▶ _SUPPLIED DATA_

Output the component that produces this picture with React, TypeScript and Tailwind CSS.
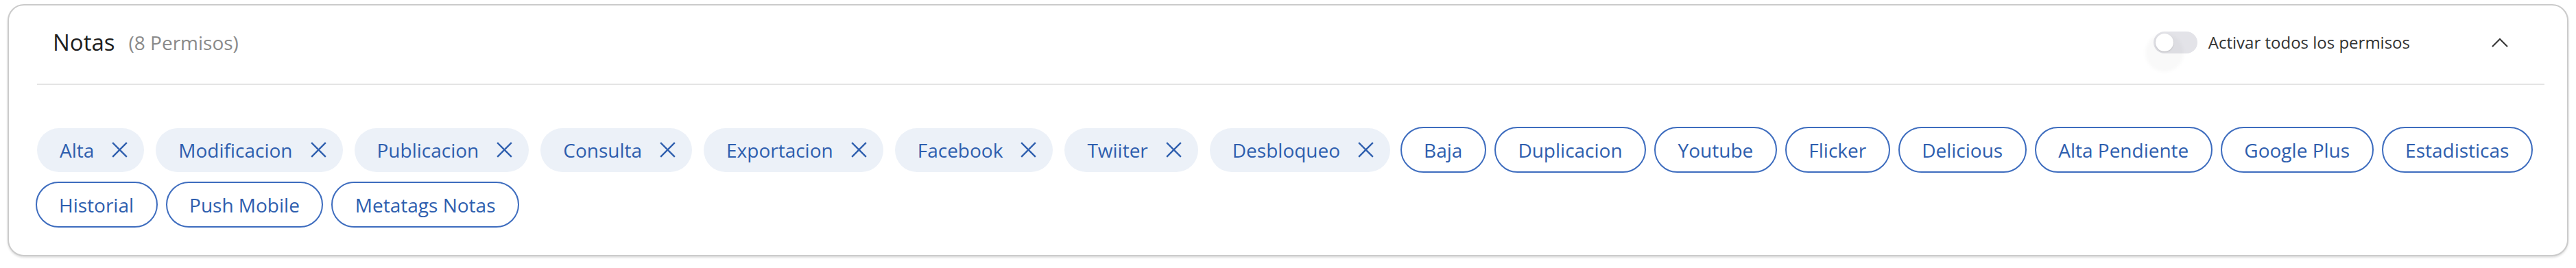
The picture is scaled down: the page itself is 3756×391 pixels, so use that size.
import React, { useState } from 'react';

const activos = ['Alta', 'Modificacion', 'Publicacion', 'Consulta', 'Exportacion', 'Facebook', 'Twiiter', 'Desbloqueo'];
const disponibles = ['Baja', 'Duplicacion', 'Youtube', 'Flicker', 'Delicious', 'Alta Pendiente', 'Google Plus', 'Estadisticas', 'Historial', 'Push Mobile', 'Metatags Notas'];

function CloseIcon() {
    return (
        <svg width="23" height="23" viewBox="0 0 23 23" fill="none" stroke="currentColor" strokeWidth="2.4" strokeLinecap="square">
            <line x1="2" y1="2" x2="21" y2="21" />
            <line x1="21" y1="2" x2="2" y2="21" />
        </svg>
    );
}

export default function App() {
    const [todos, setTodos] = useState(false);
    const [selected, setSelected] = useState<string[]>(activos);

    const others = [...activos, ...disponibles].filter((p) => !selected.includes(p));

    return (
        <div className="h-[391px] overflow-hidden bg-white pt-[6px] px-[11px] font-['Open_Sans',sans-serif]">
            <div className="border-2 border-[#cbcbcb] rounded-[24px] bg-white shadow-[0_2px_3px_rgba(0,0,0,0.12)] pb-[40px]">

                {/* Header */}
                <div className="ml-[41px] mr-[33px]">
                    <div className="h-[114px] pb-[7px] pl-[23px] pr-[53px] flex items-center">
                        <span className="text-[33px] leading-[42px] text-[#1e1e1e]">Notas</span>
                        <span className="ml-[20px] text-[28px] leading-[40px] text-[#8a8a8a]">({selected.length} Permisos)</span>

                        <div className="ml-auto flex items-center">
                            <button
                                onClick={() => setTodos(!todos)}
                                className="relative w-[64px] h-[32px] rounded-full bg-[#e3e3e8] cursor-pointer"
                            >
                                <span className="absolute left-[-12px] top-[3px] w-[56px] h-[56px] rounded-full bg-black/[0.025] blur-[2px]"></span>
                                <span className={`absolute top-[3px] w-[26px] h-[26px] rounded-full bg-white shadow-[0_1px_2px_rgba(0,0,0,0.15)] transition-all ${todos ? 'left-[35px]' : 'left-[3px]'}`}></span>
                            </button>
                            <span className="ml-[16px] text-[24px] leading-[32px] text-[#333333]">Activar todos los permisos</span>

                            <svg className="ml-[119px]" width="24" height="14" viewBox="0 0 24 14" fill="none" stroke="#333333" strokeWidth="2">
                                <polyline points="1,13 12,2 23,13" />
                            </svg>
                        </div>
                    </div>
                    <div className="h-[2px] bg-[#e4e4e4]"></div>
                </div>

                {/* Chips */}
                <div className="pl-[38.5px] pr-[10px] pt-[61px] flex flex-wrap items-center gap-x-[12px] gap-y-[13px]">
                    {selected.map((p) => (
                        <div key={p} className="mx-[2.5px] h-[64px] pl-[33px] pr-[24px] flex items-center rounded-full bg-[#ecf1f8] text-[#2e5eae]">
                            <span className="text-[28px] leading-[38px]">{p}</span>
                            <button onClick={() => setSelected(selected.filter((s) => s !== p))} className="ml-[26px] cursor-pointer">
                                <CloseIcon />
                            </button>
                        </div>
                    ))}
                    {others.map((p) => (
                        <button
                            key={p}
                            onClick={() => setSelected([...selected, p])}
                            className="h-[67px] px-[32.5px] flex items-center rounded-full border-2 border-[#3d6cbe] bg-white text-[#2e5eae] cursor-pointer"
                        >
                            <span className="text-[28px] leading-[38px]">{p}</span>
                        </button>
                    ))}
                </div>

            </div>
        </div>
    );
}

▶ _WHAT IS BEING ASKED_
The lines to transcribe begin at the line with "The picture is" and end at the line with "Mobile', 'Metatags Notas'];"; copy them exactly, both ends included.

▶ _WORKED SOLUTION_
The picture is scaled down: the page itself is 3756×391 pixels, so use that size.
import React, { useState } from 'react';

const activos = ['Alta', 'Modificacion', 'Publicacion', 'Consulta', 'Exportacion', 'Facebook', 'Twiiter', 'Desbloqueo'];
const disponibles = ['Baja', 'Duplicacion', 'Youtube', 'Flicker', 'Delicious', 'Alta Pendiente', 'Google Plus', 'Estadisticas', 'Historial', 'Push Mobile', 'Metatags Notas'];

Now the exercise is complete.